Once upon a time, the Bucyrus Campus needed a library.
Sr. Edna knew the alarming statistics – that only 9 percent of African-American children in Milwaukee read at their grade level, compared to 40 percent of their white peers. She knew, too, that indicated. that today’s jobs require beyond-basic literacy skills. How could St. Ann Center help change the narrative?
Childcare teachers make reading to even the youngest children a priority, because research shows how crucial it is in preparing them to read. But many young families are unable to visit their public library. A convenient mini-library, right in the day care center the children attend, seemed promising in facilitating an early love of reading.
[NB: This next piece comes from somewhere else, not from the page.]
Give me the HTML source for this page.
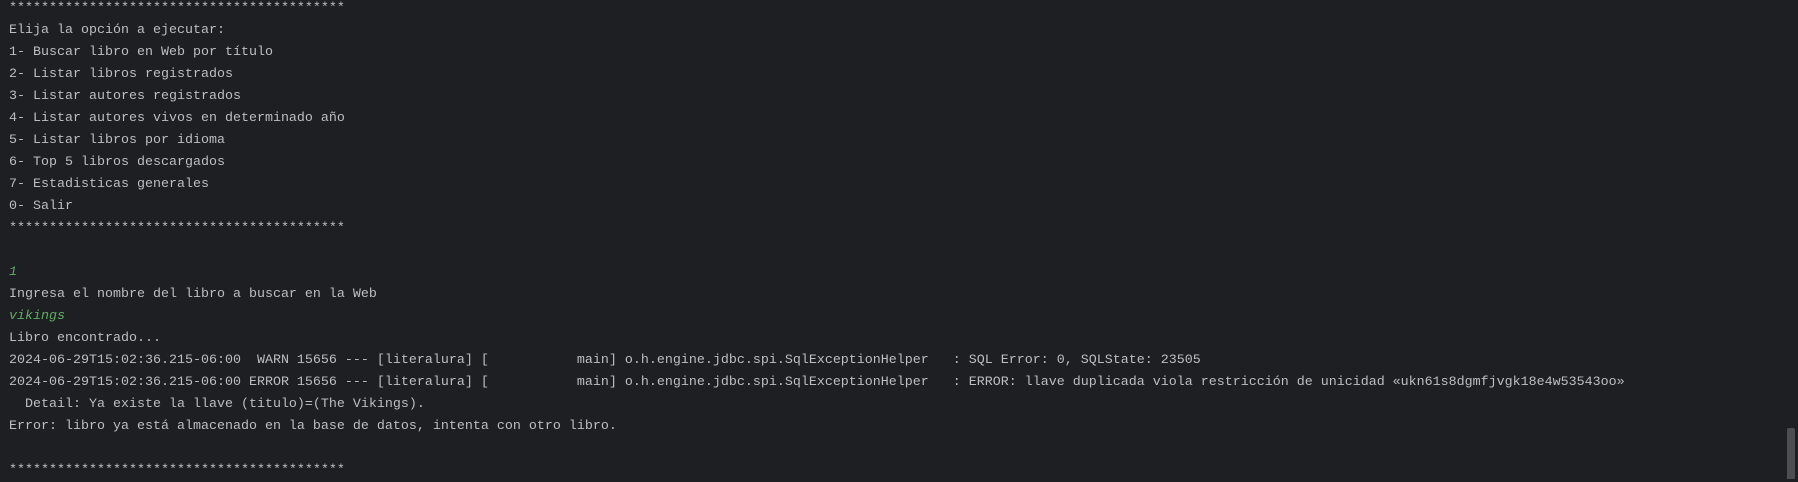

An empty room off the atrium was transformed, with assistance from the Anon Charitable Trust, with library-style shelving, cheery furnishings and some culturally appropriate intergenerational titles, books that adults and children could read together. Volunteer Jane Glaser used her library science background to curate donated books, keeping those most likely to appeal to children and adults in the neighborhood. In the works, as funding allows: new accessible computer workstations that allow use by more of St. Ann Center’s adult clients.
Fittingly, the library opened during National School Library month, with a grand opening to be scheduled later. St. Ann Center hopes this is where the plot thickens, eventually becoming the story of how more children start a lifelong love of reading and success.